Washington's Quietest Disaster
Student loan defaults are growing, and the worst is still to come.

When critics warned about rising defaults on government-backed student loans two years ago, the question was how quickly taxpayers would feel the pain. The U.S. Department of Education provided part of the answer this month when it reported that the default rate for fiscal 2009 surged to 8.8%, up from 7% in 2008.

This rising default rate doesn't even tell the whole story. The government allows various “income contingent” and “income-based” repayment options, so the statistics don't count kids who were given permission to pay less than they owed. Taxpayers shouldn't expect relief any time soon.

… Universities have been efficient in pocketing the subsidies by increasing tuition after every expansion of federal support. That's why education is a rare industry where prices have risen even faster than health-care costs.

This is also the rare market where the recent trend of de-leveraging doesn't apply. An August report from the Federal Reserve Bank of New York found that Americans cut their household debt from a peak of $12.5 trillion in the third quarter of 2008 to a recent $11.4 trillion. Consumers have reduced their debt on houses, cars, credit cards and nearly everything except student loans, where debt has increased 25% in the three years.

Perhaps this is because most federal student loans are made without regard to income, assets or credit history. Much like the federal obsession to finance a home for every American regardless of ability to pay, the obsession to finance higher education for every high school student ignores inconvenient facts. These include the certainty that some of these kids will take jobs that don't require college degrees and may not support timely repayment.

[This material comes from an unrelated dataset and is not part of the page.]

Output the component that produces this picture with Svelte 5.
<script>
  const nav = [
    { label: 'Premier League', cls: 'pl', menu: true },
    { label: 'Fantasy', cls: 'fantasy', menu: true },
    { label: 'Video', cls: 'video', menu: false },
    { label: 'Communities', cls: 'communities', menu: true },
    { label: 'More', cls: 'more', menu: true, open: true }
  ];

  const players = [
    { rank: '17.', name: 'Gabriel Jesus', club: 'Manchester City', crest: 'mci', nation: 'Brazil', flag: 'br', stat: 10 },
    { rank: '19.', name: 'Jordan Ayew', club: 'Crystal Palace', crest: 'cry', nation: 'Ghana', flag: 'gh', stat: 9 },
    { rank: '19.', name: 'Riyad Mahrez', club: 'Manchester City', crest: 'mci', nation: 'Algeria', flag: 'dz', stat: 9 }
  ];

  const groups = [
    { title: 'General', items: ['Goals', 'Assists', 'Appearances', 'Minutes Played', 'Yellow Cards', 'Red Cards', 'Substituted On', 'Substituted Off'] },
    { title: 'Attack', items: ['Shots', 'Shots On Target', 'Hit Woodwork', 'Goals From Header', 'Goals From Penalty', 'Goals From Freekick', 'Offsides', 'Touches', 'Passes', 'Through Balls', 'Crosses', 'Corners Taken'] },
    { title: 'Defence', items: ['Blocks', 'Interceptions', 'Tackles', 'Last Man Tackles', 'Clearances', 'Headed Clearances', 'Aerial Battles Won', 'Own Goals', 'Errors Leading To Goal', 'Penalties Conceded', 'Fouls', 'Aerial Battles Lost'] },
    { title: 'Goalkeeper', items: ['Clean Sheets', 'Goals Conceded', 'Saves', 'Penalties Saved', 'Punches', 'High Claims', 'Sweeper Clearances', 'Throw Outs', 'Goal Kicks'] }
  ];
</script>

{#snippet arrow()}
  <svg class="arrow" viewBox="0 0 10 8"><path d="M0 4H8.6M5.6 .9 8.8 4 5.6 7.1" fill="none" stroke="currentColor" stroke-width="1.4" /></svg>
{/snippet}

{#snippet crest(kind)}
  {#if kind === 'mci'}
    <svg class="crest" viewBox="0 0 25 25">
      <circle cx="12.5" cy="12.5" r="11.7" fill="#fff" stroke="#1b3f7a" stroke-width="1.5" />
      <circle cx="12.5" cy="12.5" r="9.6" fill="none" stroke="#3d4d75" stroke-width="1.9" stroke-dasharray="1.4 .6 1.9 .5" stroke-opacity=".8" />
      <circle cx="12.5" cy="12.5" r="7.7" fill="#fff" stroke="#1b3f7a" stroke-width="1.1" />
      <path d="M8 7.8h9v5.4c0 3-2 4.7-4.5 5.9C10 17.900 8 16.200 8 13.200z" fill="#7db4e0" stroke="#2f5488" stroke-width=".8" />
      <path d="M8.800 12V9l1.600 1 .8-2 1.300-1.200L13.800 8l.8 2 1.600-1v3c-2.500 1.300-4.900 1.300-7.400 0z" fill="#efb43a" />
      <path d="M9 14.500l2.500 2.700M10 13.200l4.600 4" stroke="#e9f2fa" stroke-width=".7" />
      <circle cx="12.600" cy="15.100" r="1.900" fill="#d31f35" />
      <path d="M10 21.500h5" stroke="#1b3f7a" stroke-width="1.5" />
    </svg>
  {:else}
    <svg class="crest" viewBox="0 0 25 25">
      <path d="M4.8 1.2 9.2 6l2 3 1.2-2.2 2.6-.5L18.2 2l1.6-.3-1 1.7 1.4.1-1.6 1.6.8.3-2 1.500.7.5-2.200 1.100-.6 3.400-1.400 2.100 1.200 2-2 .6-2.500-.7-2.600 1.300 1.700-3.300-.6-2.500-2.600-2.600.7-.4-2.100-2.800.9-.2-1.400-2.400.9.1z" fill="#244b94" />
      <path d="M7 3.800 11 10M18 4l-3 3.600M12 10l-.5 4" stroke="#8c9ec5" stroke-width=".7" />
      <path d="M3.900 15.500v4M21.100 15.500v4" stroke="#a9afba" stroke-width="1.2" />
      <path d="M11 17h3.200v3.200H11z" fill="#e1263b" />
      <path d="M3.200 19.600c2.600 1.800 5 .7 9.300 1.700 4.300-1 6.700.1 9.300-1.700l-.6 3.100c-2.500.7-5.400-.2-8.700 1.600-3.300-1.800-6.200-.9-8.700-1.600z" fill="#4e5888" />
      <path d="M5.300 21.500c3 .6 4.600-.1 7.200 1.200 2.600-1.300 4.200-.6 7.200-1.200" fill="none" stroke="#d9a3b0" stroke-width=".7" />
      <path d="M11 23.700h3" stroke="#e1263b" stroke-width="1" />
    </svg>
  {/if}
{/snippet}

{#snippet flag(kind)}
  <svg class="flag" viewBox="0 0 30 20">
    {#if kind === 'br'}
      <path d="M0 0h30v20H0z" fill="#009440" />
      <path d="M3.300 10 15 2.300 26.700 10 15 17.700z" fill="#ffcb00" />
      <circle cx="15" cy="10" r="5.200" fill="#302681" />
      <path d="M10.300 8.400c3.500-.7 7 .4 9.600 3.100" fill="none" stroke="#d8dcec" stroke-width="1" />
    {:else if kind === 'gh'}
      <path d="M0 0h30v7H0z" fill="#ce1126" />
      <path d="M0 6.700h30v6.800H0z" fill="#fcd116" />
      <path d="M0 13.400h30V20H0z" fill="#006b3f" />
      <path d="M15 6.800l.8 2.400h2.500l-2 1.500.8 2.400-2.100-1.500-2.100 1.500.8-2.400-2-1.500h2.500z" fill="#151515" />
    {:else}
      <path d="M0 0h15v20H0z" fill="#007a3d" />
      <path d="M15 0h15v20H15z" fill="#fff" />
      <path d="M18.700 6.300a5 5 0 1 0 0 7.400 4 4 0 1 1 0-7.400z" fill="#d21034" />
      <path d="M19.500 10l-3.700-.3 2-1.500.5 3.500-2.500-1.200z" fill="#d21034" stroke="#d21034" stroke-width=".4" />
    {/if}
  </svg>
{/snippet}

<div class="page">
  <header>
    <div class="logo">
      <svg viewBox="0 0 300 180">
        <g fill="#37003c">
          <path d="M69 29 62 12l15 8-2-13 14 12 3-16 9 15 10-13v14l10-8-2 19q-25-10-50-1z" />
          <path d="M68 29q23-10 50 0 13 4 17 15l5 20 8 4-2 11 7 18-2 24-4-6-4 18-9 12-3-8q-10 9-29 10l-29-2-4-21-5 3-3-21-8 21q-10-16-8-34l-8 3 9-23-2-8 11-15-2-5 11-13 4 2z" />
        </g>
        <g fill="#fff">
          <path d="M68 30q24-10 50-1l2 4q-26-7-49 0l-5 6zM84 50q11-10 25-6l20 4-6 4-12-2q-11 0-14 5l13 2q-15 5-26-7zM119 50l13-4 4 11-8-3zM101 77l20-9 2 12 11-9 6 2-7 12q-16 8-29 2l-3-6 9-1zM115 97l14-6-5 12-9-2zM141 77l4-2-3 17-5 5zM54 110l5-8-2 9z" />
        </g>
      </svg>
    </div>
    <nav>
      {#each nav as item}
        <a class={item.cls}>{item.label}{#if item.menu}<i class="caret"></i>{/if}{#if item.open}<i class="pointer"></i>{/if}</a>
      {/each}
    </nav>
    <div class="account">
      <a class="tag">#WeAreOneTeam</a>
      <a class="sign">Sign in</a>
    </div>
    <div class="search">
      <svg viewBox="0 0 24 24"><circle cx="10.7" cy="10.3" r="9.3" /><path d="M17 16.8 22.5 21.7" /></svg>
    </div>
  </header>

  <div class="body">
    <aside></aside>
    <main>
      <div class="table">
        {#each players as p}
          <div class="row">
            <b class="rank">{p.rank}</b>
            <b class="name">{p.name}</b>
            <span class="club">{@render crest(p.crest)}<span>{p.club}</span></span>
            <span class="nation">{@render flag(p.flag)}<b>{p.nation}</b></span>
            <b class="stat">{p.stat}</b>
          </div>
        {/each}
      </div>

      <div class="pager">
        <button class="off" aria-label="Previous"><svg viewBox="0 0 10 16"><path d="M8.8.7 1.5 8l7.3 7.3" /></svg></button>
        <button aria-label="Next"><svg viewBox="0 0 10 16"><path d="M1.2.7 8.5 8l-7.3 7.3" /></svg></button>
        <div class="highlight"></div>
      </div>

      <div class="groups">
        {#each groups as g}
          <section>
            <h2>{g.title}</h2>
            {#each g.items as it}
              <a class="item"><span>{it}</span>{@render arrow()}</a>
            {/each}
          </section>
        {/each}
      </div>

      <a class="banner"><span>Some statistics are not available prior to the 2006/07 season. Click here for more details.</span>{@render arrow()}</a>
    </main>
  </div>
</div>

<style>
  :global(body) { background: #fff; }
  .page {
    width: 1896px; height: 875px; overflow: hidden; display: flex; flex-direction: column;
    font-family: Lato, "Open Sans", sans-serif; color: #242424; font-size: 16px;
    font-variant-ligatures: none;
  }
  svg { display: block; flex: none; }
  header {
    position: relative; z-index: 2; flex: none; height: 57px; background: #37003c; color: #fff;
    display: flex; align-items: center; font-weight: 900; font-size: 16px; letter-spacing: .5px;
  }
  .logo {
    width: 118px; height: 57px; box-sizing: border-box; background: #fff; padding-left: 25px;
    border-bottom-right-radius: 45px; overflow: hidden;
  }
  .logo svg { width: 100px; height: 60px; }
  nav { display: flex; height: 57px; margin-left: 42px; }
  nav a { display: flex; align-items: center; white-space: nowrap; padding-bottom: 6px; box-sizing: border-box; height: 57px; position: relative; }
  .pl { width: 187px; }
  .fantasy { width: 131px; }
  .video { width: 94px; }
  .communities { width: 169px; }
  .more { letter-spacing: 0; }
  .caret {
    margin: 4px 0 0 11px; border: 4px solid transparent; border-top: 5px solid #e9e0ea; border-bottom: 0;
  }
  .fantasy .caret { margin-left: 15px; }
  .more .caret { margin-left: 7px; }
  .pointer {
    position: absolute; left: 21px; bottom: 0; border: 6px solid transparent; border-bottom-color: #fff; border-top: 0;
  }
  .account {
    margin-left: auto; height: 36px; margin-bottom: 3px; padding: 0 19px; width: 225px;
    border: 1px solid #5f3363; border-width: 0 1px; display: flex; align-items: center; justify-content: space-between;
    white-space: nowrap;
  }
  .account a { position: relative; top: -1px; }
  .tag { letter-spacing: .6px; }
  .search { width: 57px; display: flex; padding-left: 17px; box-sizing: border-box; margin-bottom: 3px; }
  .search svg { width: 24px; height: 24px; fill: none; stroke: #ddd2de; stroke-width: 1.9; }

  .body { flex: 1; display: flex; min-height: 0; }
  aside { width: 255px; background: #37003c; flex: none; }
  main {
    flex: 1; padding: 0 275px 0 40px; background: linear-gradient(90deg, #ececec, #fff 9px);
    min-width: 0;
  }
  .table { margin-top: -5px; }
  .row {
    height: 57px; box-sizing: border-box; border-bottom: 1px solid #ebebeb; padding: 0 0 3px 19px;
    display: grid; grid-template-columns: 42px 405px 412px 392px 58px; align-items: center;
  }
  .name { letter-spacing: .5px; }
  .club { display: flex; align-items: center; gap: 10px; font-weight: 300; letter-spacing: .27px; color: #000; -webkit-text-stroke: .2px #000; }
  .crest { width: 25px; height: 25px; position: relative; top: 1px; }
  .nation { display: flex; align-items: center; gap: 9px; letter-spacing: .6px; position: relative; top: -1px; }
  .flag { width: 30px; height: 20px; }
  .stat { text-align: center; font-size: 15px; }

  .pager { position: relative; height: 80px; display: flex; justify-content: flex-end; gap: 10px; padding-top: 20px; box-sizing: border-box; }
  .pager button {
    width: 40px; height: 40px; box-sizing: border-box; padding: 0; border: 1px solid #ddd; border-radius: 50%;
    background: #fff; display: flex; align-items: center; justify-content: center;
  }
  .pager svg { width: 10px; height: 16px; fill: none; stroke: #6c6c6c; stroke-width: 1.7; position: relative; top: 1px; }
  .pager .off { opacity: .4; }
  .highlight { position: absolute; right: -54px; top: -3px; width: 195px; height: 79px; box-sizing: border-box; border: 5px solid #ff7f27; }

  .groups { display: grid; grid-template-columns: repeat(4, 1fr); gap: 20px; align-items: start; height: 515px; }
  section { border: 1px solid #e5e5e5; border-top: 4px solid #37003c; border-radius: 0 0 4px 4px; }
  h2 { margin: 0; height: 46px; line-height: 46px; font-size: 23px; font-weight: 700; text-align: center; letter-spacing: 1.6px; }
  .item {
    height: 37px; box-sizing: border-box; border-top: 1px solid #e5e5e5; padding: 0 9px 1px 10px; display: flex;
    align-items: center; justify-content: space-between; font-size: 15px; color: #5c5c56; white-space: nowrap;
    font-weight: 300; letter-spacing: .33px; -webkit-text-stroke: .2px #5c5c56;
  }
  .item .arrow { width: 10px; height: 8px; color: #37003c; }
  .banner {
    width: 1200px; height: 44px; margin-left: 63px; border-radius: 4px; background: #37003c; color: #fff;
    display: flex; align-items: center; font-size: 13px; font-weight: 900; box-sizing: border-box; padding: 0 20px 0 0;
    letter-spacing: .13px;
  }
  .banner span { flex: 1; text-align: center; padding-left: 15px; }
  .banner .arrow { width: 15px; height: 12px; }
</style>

Like almost every federal program one sees, one word applies: unsustainable, this time with a bitter twist, in the form of so many young people who borrowed $50,000 or more, only to learn that their degrees qualify them in the POR (Pelosi-Obama-Reid) economy to drive cabs and dispense coffee. There's nothing wrong and something noble about every job, so that's not the point. The point is that kids and parents have been sold an expensive bill of goods by formerly affordable colleges who jacked up their rates far beyond what a normal market for education would ever have allowed, while the same politicians who enabled the situation messed up the economy to the point where the market for the services college grads could provide has seriously contracted.

I'm not optimistic that those affected understand why they are where they are, and who's really responsible. “At least” the fact that the federal government nationalized the student loan business, by eliminating banks as the possible source of the blame, increases the chance that some will figure it out.